* What the exercise asks: Copy each line that contains the word "this".

(Items listed in a dataset)
────────────────
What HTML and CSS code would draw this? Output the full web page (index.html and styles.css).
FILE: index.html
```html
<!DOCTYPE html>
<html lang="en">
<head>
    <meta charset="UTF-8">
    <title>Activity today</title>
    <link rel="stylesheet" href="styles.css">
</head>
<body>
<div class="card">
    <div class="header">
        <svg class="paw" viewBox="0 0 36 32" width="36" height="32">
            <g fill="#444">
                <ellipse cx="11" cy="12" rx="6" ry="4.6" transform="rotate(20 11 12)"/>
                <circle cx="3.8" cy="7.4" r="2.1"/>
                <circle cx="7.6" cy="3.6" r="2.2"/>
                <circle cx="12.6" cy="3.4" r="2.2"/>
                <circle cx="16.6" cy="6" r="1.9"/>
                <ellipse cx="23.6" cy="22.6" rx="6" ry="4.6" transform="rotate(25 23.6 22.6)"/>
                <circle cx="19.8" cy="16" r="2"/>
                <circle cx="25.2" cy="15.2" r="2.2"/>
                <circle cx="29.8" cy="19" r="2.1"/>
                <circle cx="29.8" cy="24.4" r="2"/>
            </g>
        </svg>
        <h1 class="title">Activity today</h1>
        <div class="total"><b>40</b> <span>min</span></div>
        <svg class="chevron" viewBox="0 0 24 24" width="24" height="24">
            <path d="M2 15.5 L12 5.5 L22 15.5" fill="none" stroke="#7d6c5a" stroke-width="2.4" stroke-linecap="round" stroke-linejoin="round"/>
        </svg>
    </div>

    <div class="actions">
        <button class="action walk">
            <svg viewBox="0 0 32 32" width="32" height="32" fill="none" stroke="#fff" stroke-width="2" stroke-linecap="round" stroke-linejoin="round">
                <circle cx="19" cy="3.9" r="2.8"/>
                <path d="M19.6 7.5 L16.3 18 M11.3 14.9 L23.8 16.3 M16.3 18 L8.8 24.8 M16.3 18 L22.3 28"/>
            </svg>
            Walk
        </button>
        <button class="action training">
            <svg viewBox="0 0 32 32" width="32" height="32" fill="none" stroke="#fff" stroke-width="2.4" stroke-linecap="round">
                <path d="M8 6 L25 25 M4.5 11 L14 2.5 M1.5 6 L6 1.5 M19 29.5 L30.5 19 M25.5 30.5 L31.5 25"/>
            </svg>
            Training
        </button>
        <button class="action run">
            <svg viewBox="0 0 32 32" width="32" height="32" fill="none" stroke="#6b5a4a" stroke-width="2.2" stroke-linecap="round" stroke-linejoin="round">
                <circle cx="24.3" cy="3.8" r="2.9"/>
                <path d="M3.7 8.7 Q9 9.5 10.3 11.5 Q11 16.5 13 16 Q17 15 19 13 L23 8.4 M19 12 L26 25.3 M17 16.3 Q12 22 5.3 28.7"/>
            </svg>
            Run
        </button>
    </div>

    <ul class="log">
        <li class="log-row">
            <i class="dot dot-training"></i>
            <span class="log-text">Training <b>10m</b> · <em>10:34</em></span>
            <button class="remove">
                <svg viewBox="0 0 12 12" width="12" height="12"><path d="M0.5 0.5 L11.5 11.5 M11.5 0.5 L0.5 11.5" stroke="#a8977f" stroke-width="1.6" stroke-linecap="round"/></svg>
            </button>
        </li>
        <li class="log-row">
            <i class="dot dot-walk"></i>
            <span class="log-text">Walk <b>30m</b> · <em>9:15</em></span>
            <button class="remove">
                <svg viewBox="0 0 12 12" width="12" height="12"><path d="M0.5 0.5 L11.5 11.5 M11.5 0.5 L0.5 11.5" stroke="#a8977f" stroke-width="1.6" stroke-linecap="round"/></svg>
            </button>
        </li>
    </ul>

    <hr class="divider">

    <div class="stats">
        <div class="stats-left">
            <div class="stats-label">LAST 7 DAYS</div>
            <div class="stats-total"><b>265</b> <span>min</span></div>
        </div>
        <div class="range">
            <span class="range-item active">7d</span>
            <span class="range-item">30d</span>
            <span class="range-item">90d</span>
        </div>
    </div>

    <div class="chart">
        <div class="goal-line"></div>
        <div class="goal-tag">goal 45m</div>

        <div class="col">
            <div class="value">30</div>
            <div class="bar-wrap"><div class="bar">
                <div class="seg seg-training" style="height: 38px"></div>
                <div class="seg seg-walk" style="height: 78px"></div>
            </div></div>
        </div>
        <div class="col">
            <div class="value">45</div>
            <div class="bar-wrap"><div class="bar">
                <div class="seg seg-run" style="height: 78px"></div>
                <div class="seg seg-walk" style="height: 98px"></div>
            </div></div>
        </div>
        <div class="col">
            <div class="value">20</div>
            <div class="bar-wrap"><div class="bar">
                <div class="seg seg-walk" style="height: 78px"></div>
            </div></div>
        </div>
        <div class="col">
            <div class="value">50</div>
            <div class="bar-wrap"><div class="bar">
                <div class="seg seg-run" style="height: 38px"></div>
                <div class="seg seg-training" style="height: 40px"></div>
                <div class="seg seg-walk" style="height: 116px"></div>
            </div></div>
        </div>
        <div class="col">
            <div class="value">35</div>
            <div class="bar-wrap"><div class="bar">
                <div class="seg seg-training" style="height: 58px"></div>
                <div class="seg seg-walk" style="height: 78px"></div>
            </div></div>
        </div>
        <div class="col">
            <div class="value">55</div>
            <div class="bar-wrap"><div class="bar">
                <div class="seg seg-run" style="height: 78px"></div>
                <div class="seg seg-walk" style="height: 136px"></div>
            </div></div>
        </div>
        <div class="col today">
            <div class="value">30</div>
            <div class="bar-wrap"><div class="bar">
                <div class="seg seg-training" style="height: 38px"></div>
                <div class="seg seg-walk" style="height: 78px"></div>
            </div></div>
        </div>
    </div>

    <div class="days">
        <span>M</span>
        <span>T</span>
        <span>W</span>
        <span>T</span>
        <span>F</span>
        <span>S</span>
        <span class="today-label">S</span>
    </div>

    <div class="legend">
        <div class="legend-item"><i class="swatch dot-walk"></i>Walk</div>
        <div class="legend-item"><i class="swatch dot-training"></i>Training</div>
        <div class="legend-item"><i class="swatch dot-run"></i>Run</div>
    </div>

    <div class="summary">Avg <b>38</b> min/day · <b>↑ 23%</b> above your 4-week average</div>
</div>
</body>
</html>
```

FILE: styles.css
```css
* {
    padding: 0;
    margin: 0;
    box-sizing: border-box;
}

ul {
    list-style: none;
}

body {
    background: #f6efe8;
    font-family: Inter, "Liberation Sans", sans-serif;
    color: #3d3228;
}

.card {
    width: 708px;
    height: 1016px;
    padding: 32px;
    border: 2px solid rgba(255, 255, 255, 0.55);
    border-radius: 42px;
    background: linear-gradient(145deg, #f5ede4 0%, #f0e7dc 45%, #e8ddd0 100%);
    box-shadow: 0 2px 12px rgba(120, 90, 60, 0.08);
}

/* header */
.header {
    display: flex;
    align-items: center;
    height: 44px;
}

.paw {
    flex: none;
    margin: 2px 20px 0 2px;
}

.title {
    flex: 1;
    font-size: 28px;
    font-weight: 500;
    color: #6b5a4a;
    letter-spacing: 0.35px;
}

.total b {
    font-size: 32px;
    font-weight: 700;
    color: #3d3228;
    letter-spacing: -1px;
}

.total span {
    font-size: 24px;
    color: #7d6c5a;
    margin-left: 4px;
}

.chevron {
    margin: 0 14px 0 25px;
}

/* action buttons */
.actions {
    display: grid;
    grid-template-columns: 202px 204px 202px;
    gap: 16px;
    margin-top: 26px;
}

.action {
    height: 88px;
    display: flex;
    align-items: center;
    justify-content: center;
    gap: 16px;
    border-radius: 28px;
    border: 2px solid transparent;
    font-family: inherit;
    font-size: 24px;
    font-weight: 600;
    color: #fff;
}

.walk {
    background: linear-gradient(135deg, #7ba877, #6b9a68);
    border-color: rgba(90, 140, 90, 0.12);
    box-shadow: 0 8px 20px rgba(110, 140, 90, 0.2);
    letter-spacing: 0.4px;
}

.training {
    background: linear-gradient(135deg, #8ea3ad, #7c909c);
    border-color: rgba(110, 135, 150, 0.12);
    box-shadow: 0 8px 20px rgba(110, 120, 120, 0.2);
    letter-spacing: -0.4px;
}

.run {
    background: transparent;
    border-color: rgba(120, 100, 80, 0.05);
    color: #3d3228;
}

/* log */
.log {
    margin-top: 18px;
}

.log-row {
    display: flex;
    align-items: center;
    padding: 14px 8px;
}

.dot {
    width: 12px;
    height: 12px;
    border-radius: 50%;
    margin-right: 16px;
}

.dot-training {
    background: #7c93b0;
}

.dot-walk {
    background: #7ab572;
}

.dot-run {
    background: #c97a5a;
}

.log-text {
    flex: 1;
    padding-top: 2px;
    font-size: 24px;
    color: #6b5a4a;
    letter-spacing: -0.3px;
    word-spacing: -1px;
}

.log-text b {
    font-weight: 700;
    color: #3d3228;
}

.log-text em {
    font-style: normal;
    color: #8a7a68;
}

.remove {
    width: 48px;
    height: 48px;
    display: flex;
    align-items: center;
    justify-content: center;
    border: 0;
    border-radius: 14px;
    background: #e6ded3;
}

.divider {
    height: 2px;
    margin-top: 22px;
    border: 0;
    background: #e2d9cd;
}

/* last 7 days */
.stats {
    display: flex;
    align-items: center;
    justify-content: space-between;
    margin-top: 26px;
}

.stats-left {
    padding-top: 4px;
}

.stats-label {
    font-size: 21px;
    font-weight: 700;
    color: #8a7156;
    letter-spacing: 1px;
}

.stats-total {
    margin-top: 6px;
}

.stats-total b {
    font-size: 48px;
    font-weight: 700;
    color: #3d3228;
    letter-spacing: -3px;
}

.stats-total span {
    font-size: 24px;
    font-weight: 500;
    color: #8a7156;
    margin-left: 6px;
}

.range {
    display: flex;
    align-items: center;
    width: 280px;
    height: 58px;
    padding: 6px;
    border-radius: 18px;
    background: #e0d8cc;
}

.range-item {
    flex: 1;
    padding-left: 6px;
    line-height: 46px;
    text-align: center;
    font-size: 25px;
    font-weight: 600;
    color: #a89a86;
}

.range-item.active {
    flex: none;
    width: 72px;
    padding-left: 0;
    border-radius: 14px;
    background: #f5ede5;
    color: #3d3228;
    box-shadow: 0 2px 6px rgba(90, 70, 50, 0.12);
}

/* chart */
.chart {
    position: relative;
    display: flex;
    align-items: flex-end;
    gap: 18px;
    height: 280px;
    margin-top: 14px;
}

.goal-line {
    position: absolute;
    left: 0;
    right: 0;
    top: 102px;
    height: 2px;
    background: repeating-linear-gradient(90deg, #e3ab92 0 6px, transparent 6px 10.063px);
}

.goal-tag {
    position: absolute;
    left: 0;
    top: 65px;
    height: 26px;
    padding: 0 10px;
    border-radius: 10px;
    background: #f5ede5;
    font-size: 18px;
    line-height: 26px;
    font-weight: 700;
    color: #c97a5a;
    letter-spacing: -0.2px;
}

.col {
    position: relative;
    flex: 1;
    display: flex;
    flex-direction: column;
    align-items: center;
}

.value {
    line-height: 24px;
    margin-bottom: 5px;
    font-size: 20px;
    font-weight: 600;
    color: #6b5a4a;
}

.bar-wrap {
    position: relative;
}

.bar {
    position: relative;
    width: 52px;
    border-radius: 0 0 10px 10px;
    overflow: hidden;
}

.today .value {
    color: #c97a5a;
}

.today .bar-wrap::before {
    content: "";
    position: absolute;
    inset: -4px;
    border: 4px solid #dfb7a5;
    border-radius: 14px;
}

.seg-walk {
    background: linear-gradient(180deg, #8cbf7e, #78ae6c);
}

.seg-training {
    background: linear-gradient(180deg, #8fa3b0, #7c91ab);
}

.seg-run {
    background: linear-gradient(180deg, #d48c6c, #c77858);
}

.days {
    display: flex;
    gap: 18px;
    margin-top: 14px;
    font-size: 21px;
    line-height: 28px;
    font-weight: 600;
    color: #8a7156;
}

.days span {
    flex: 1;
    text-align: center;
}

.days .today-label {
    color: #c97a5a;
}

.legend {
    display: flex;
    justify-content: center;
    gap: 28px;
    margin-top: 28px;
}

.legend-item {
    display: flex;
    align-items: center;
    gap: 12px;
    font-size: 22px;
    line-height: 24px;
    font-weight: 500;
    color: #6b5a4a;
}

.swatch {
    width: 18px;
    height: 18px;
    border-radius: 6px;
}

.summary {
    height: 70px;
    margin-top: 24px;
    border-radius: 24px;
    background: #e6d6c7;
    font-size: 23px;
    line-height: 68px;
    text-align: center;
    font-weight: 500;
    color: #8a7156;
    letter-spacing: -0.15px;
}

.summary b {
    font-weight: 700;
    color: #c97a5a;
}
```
────────────────
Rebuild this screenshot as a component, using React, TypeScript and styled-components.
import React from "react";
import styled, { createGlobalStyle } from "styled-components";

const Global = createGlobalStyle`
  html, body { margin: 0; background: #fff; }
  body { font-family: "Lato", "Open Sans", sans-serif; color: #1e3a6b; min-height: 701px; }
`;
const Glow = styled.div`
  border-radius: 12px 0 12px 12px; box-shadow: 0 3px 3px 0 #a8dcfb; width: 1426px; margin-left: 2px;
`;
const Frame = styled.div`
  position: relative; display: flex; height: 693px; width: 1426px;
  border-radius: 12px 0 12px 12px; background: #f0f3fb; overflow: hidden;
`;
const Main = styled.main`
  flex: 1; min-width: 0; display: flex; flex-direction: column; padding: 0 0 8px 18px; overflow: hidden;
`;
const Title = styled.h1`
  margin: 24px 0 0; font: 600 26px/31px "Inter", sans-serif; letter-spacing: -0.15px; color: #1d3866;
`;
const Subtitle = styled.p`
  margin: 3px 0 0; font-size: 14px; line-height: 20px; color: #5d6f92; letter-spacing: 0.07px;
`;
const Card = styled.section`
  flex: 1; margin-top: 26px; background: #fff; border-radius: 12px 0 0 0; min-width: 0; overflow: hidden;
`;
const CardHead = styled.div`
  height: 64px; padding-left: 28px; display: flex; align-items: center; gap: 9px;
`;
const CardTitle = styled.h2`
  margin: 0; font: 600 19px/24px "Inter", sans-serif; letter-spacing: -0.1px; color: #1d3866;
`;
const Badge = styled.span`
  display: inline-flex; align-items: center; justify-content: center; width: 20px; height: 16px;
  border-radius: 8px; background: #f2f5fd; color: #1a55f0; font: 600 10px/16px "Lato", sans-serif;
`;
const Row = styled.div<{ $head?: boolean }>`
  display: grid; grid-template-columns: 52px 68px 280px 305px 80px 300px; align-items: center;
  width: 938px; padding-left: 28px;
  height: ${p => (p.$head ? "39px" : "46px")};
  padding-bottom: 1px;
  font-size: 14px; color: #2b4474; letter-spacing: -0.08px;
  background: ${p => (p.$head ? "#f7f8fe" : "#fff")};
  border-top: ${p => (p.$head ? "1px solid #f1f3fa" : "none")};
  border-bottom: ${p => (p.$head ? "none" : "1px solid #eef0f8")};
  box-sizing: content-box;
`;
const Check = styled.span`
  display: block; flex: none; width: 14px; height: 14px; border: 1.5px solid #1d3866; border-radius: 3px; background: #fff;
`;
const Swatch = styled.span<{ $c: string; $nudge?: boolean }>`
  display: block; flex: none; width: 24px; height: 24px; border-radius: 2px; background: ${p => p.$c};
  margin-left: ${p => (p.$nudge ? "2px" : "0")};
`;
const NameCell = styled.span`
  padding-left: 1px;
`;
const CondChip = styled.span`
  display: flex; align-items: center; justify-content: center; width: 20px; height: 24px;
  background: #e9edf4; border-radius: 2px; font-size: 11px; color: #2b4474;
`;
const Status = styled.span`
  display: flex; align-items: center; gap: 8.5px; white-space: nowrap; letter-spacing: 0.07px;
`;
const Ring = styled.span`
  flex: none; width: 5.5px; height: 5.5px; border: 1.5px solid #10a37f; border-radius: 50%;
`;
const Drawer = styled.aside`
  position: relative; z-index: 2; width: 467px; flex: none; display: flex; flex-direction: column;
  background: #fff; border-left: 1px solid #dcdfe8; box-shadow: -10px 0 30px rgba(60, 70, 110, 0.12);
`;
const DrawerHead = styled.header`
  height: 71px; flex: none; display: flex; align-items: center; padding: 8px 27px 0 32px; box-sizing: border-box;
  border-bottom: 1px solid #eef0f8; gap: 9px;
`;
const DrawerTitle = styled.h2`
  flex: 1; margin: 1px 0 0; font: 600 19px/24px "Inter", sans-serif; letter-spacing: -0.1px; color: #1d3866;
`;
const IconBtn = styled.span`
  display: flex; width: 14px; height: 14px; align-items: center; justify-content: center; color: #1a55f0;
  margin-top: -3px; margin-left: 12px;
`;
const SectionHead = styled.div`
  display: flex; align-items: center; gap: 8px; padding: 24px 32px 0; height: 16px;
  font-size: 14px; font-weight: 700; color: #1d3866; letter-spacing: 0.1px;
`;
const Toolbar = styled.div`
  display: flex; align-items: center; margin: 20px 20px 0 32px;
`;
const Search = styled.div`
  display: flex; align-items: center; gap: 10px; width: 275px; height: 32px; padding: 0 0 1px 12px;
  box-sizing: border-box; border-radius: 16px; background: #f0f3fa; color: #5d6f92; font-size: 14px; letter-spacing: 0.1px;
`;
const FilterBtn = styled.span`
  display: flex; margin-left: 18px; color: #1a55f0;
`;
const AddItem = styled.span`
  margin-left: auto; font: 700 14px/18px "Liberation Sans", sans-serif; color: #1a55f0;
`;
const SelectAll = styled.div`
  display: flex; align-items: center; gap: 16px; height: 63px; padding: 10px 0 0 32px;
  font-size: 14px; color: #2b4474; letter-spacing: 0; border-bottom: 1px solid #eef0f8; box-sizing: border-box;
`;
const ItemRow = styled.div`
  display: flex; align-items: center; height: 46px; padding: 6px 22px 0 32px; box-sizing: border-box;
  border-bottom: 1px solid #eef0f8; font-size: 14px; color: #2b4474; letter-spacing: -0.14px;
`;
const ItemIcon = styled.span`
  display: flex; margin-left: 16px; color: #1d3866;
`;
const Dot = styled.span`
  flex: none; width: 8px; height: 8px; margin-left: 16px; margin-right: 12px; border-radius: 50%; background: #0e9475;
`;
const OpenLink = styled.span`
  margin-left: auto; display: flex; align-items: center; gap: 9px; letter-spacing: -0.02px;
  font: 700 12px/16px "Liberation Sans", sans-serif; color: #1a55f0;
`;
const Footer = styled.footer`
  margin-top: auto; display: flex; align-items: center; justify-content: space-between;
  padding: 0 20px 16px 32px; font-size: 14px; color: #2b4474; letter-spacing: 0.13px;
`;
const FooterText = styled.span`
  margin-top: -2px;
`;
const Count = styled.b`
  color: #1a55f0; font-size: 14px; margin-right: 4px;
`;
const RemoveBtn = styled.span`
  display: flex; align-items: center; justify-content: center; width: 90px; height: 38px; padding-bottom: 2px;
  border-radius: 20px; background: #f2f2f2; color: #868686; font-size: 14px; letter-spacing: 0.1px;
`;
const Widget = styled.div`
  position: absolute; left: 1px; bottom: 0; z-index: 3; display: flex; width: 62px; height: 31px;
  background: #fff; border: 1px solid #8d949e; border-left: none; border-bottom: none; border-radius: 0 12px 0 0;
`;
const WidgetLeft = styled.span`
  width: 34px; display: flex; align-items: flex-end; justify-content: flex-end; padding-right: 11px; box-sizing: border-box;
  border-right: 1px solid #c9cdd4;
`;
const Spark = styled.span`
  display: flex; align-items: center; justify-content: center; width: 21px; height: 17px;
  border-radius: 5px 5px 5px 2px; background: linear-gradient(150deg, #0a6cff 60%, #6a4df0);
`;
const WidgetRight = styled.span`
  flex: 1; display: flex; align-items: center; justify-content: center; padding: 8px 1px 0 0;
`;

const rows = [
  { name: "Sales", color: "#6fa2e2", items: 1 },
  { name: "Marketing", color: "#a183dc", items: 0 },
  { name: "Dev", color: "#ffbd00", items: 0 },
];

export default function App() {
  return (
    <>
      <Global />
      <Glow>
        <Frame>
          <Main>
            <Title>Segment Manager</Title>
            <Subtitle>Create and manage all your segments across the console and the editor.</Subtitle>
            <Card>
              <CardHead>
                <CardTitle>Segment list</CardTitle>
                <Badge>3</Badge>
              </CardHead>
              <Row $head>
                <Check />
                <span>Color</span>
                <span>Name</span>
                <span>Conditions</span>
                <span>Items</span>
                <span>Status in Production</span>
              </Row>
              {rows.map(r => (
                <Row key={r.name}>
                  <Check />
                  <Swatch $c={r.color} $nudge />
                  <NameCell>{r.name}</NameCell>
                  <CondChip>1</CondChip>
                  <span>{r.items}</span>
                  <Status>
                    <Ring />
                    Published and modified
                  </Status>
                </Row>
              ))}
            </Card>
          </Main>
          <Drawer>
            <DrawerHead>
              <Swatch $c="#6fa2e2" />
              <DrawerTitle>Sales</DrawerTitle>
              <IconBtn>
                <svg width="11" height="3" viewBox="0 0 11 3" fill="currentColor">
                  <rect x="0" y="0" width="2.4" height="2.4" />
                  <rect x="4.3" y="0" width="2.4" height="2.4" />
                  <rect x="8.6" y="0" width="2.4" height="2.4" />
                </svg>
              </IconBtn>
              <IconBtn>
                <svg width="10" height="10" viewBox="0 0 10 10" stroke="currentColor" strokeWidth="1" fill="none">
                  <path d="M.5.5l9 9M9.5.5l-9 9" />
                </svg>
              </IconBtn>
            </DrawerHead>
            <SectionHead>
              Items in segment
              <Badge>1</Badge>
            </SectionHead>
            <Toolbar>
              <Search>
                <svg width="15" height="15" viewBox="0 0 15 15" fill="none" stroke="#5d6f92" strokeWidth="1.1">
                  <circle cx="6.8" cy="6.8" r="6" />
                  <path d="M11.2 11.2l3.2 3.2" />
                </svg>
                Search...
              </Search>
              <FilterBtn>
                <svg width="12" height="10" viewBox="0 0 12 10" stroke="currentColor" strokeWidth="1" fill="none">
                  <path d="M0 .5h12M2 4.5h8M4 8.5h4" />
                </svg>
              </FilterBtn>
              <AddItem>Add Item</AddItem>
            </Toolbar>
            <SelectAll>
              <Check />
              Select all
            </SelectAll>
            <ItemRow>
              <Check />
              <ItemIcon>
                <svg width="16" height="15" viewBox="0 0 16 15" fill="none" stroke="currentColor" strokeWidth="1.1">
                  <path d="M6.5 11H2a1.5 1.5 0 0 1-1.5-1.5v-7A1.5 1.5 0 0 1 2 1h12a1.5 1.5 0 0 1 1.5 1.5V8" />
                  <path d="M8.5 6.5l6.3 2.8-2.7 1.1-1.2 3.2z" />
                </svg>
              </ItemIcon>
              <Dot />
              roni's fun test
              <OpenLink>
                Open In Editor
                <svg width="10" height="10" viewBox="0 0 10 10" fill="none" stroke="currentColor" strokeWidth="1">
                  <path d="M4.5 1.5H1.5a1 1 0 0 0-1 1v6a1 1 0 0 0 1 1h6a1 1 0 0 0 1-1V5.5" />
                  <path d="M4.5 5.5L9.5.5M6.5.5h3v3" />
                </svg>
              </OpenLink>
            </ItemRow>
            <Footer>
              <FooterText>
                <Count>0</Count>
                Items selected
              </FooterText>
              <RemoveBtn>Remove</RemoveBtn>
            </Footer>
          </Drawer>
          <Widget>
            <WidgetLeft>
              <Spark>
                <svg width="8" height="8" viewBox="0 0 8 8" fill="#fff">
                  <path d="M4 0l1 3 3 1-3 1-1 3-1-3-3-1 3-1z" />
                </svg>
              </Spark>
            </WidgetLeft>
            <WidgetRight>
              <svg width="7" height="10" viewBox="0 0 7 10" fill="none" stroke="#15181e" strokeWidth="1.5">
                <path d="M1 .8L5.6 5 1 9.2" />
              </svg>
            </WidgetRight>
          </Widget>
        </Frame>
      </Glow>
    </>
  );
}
────────────────
* Full answer:
What HTML and CSS code would draw this? Output the full web page (index.html and styles.css).
Rebuild this screenshot as a component, using React, TypeScript and styled-components.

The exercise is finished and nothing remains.